Significance of a two-sample-test Can anybody explain me how to determine whether the number of infections of kids has increased from 1999 to 2009 and evaluate its statistical significance?  Here are some sample data:
                       Woman   Man   Kids  | (total number of examined people)
test group 1 (1999)     25      5      9   |  100
test group 2 (2009)     21      8     10   |  100

 A: If you want to test if the number of children who are infected has changed significantly against the entire population, you can perform a prop.test() in R. This will provide you a 2-sample test for equality of proportions. It really depends on what you are testing against, though. Do you only want to test across the population or just the infected population?
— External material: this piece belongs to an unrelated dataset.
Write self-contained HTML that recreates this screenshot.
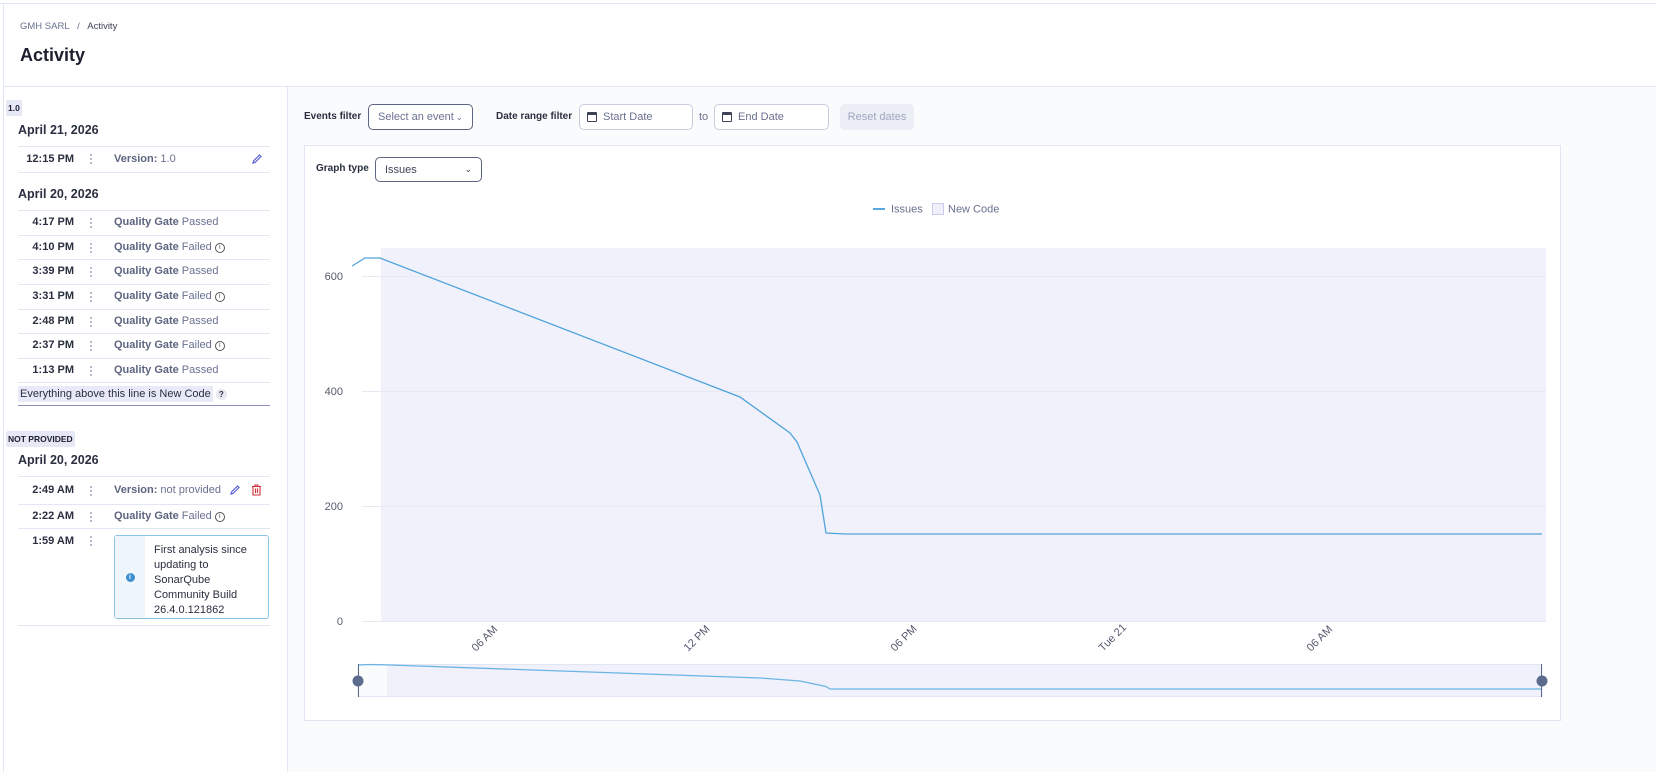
<!DOCTYPE html>
<html><head><meta charset="utf-8"><style>
*{box-sizing:border-box;margin:0;padding:0}
body{width:1656px;height:772px;overflow:hidden;background:#fff;font-family:"Liberation Sans",sans-serif;color:#3e4357;position:relative}
.topline{position:absolute;left:0;top:3px;width:1656px;height:1px;background:#e1e6f3}
.leftline{position:absolute;left:3px;top:3px;width:1px;height:769px;background:#e1e6f3}
.crumb{position:absolute;left:20px;top:21px;font-size:9.5px;color:#6a7190}
.crumb b{font-weight:normal;color:#3e4357}
h1{position:absolute;left:20px;top:45px;font-size:18px;font-weight:bold;color:#1c1f2e}
.hline{position:absolute;left:3px;top:86px;width:1653px;height:1px;background:#e1e6f3}
.right{position:absolute;left:287px;top:87px;width:1369px;height:685px;background:#fafbfc;border-left:1px solid #e1e6f3}
.tag{position:absolute;font-size:8.5px;font-weight:bold;background:#e6e8f5;color:#1c1f2e;padding:3px 2px;border-radius:2px}
.date{position:absolute;left:18px;font-size:12.5px;font-weight:bold;color:#2a2f40}
.row{position:absolute;left:18px;width:252px;height:25px;border-top:1px solid #e1e6f3;font-size:11px;line-height:13px}
.row .t{position:absolute;right:196px;top:5px;font-weight:bold;color:#2a2f40;white-space:nowrap}
.row .d{position:absolute;left:72px;top:6px;width:2px;height:12px;background:radial-gradient(circle,#a0a6c0 0.9px,transparent 1.1px) 0 0/2px 4px repeat-y}
.row .x{position:absolute;left:96px;top:5px;color:#6a7190;white-space:nowrap;display:flex;align-items:center}
.row .x b{color:#5d6580;margin-right:3px}
.ic{display:inline-block;width:10px;height:10px;border:1px solid #555;border-radius:50%;font-size:7px;text-align:center;line-height:8px;margin-left:3px;color:#555}
.lbl{position:absolute;font-size:10px;font-weight:bold;color:#2a2f40}
.sel{position:absolute;border:1px solid #5d6580;border-radius:5px;background:#fff;font-size:11px;color:#3e4357;padding:0 9px;display:flex;align-items:center;justify-content:space-between}
.inp{position:absolute;border:1px solid #c8cde0;border-radius:5px;background:#fff;font-size:11px;color:#6a7190;display:flex;align-items:center;padding-left:7px;gap:6px}
.cal{width:10px;height:10px;border:1.3px solid #3e4357;border-radius:1px;border-top-width:3px}
</style></head><body>
<div class="topline"></div><div class="leftline"></div>
<div class="crumb">GMH SARL &nbsp;&nbsp;/&nbsp;&nbsp; <b>Activity</b></div>
<h1>Activity</h1>
<div class="hline"></div>

<div class="tag" style="left:6px;top:100px">1.0</div>
<div class="date" style="top:123px">April 21, 2026</div>
<div class="row" style="top:146px;height:27px;border-bottom:1px solid #e1e6f3"><span class="t" style="top:6px">12:15 PM</span><span class="d"></span><span class="x" style="top:6px"><b>Version:</b> 1.0</span>
<svg style="position:absolute;left:233px;top:6px" width="12" height="12" viewBox="0 0 12 12"><path d="M2 10 L2.5 8 L8.5 2 L10 3.5 L4 9.5 Z" fill="none" stroke="#5b5fd6" stroke-width="1.2"/></svg></div>
<div class="date" style="top:187px">April 20, 2026</div>
<div class="row" style="top:210px"><span class="t">4:17 PM</span><span class="d"></span><span class="x"><b>Quality Gate</b> Passed</span></div>
<div class="row" style="top:235px"><span class="t">4:10 PM</span><span class="d"></span><span class="x"><b>Quality Gate</b> Failed <span class="ic">i</span></span></div>
<div class="row" style="top:259px"><span class="t">3:39 PM</span><span class="d"></span><span class="x"><b>Quality Gate</b> Passed</span></div>
<div class="row" style="top:284px"><span class="t">3:31 PM</span><span class="d"></span><span class="x"><b>Quality Gate</b> Failed <span class="ic">i</span></span></div>
<div class="row" style="top:309px"><span class="t">2:48 PM</span><span class="d"></span><span class="x"><b>Quality Gate</b> Passed</span></div>
<div class="row" style="top:333px"><span class="t">2:37 PM</span><span class="d"></span><span class="x"><b>Quality Gate</b> Failed <span class="ic">i</span></span></div>
<div class="row" style="top:358px;height:25px;border-bottom:1px solid #e1e6f3"><span class="t">1:13 PM</span><span class="d"></span><span class="x"><b>Quality Gate</b> Passed</span></div>
<div style="position:absolute;left:18px;top:388px;width:252px;height:18px;border-bottom:1px solid #8a90c0;font-size:11px;color:#2a2f40"><span style="background:#e8eaf8;padding:2px 2px">Everything above this line is New Code</span> <span style="display:inline-block;width:11px;height:11px;border-radius:50%;background:#e6e8f0;font-size:8px;font-weight:bold;text-align:center;line-height:11px">?</span></div>

<div class="tag" style="left:6px;top:431px">NOT PROVIDED</div>
<div class="date" style="top:453px">April 20, 2026</div>
<div class="row" style="top:476px;height:28px"><span class="t" style="top:7px">2:49 AM</span><span class="d" style="top:8px"></span><span class="x" style="top:7px"><b>Version:</b> not provided</span>
<svg style="position:absolute;left:211px;top:7px" width="12" height="12" viewBox="0 0 12 12"><path d="M2 10 L2.5 8 L8.5 2 L10 3.5 L4 9.5 Z" fill="none" stroke="#5b5fd6" stroke-width="1.2"/></svg>
<svg style="position:absolute;left:233px;top:7px" width="11" height="12" viewBox="0 0 11 12"><path d="M1 2.5 H10 M4 2.5 V1 H7 V2.5 M2 2.5 V11 H9 V2.5 M4.5 4.5 V9 M6.5 4.5 V9" fill="none" stroke="#d02f3a" stroke-width="1.1"/></svg></div>
<div class="row" style="top:504px"><span class="t">2:22 AM</span><span class="d"></span><span class="x"><b>Quality Gate</b> Failed <span class="ic">i</span></span></div>
<div class="row" style="top:528px;height:98px;border-bottom:1px solid #e1e6f3"><span class="t" style="top:6px">1:59 AM</span><span class="d"></span>
<div style="position:absolute;left:96px;top:6px;width:155px;height:84px;border:1px solid #8cc4e8;border-radius:3px;background:#fff;display:flex">
<div style="flex:none;width:30px;background:#eef6fc;display:flex;align-items:center;justify-content:center"><span style="width:9px;height:9px;border-radius:50%;background:#3b8fd0;color:#fff;font-size:7px;font-weight:bold;text-align:center;line-height:9px">i</span></div>
<div style="padding:7px 14px 0 9px;font-size:11px;line-height:15px;color:#2a2f40">First analysis since updating to SonarQube Community Build 26.4.0.121862</div></div></div>

<div class="right"></div>
<div class="lbl" style="left:304px;top:111px">Events filter</div>
<div class="sel" style="left:368px;top:104px;width:105px;height:26px;color:#6a7190">Select an event <span style="font-size:9px">⌄</span></div>
<div class="lbl" style="left:496px;top:111px">Date range filter</div>
<div class="inp" style="left:579px;top:104px;width:114px;height:26px"><span class="cal"></span>Start Date</div>
<div style="position:absolute;left:699px;top:111px;font-size:11px;color:#6a7190">to</div>
<div class="inp" style="left:714px;top:104px;width:115px;height:26px"><span class="cal"></span>End Date</div>
<div style="position:absolute;left:840px;top:104px;width:74px;height:26px;border-radius:5px;background:#eceef5;font-size:11px;color:#a0a6c0;text-align:center;line-height:26px">Reset dates</div>

<div style="position:absolute;left:304px;top:145px;width:1257px;height:576px;background:#fff;border:1px solid #e1e6f3"></div>
<div class="lbl" style="left:316px;top:163px">Graph type</div>
<div class="sel" style="left:375px;top:157px;width:107px;height:25px">Issues <span style="font-size:9px">⌄</span></div>

<svg style="position:absolute;left:0;top:0" width="1656" height="772" font-family="Liberation Sans, sans-serif">
<line x1="873" y1="209" x2="885" y2="209" stroke="#5aa9de" stroke-width="2"/>
<text x="891" y="212.5" font-size="11" fill="#6a7190">Issues</text>
<rect x="932.5" y="203.5" width="11" height="11" fill="#eff0fa" stroke="#c8ccef"/>
<text x="948" y="212.5" font-size="11" fill="#6a7190">New Code</text>
<rect x="381" y="248" width="1165" height="373" fill="#f0f1fa"/>
<g stroke="#e6e8f2" stroke-width="1"><line x1="362" y1="276.5" x2="1546" y2="276.5"/><line x1="362" y1="391.5" x2="1546" y2="391.5"/><line x1="362" y1="506.5" x2="1546" y2="506.5"/><line x1="362" y1="621.5" x2="1546" y2="621.5"/></g>
<g font-size="11" fill="#555a6e" text-anchor="end"><text x="343" y="280">600</text><text x="343" y="395">400</text><text x="343" y="510">200</text><text x="343" y="625">0</text></g>
<polyline points="352,266 365,258 380,258 740,397 790,433 797,442 820,495 826,533 845,534 1542,534" fill="none" stroke="#4fa3dc" stroke-width="1.3"/>
<g font-size="11" fill="#555a6e">
<text transform="translate(476,652) rotate(-45)">06 AM</text>
<text transform="translate(688,652) rotate(-45)">12 PM</text>
<text transform="translate(895,652) rotate(-45)">06 PM</text>
<text transform="translate(1103,652) rotate(-45)">Tue 21</text>
<text transform="translate(1311,652) rotate(-45)">06 AM</text></g>
<rect x="358" y="664.5" width="1184" height="32" fill="#fafbfd" stroke="#e1e6f3"/>
<rect x="387" y="665" width="1155" height="31" fill="#f0f1fa"/>
<polyline points="358,665 370,664.5 390,665 760,678 800,681 826,686.5 830,689 1542,689" fill="none" stroke="#6cb4e4" stroke-width="1.3"/>
<line x1="358.5" y1="664" x2="358.5" y2="697" stroke="#5d6b8d"/><line x1="1541.5" y1="664" x2="1541.5" y2="697" stroke="#5d6b8d"/>
<circle cx="358" cy="681" r="5.5" fill="#5d6b8d"/><circle cx="1542" cy="681" r="5.5" fill="#5d6b8d"/>
</svg>
</body></html>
You can also change the alternative in prop.test to accommodate a more limited hypothesis (i.e. if you want to test only if there was an increase and not a two-sided test which is what I performed).
a = array(data=c(25,21, 5, 8, 9, 10,61,61), dim=c(2,4), dimnames=list(c("1999", "2009"), c("Women", "Men", "Children", "Not Infected")))
addmargins(a)

prop.table(a, m=1) #m=2, calculates the table along the column margin

In this case, the null hypothesis is that the two rows are equal.
More specifically, the two years have no significant difference in proportion of the entire population. If you want to change this to just the infected population or infected children, you can do that too. 
# test just the infected children against the entire population (infected and not)
result = prop.test(a[,3], n=c(100,100), correct=FALSE) 

# access the results
names(result)
result$p.value

No real surprise that it isn't significant as there is only one more child who is infected in 2009 than in 1999. 
This works, but only once you have figured out what the denominator of your proportion should be. Is it 9/100, 9/39, 9/19? That is your choice once you get into problems that aren't so obvious. A slightly more advanced version of this is chisq.test().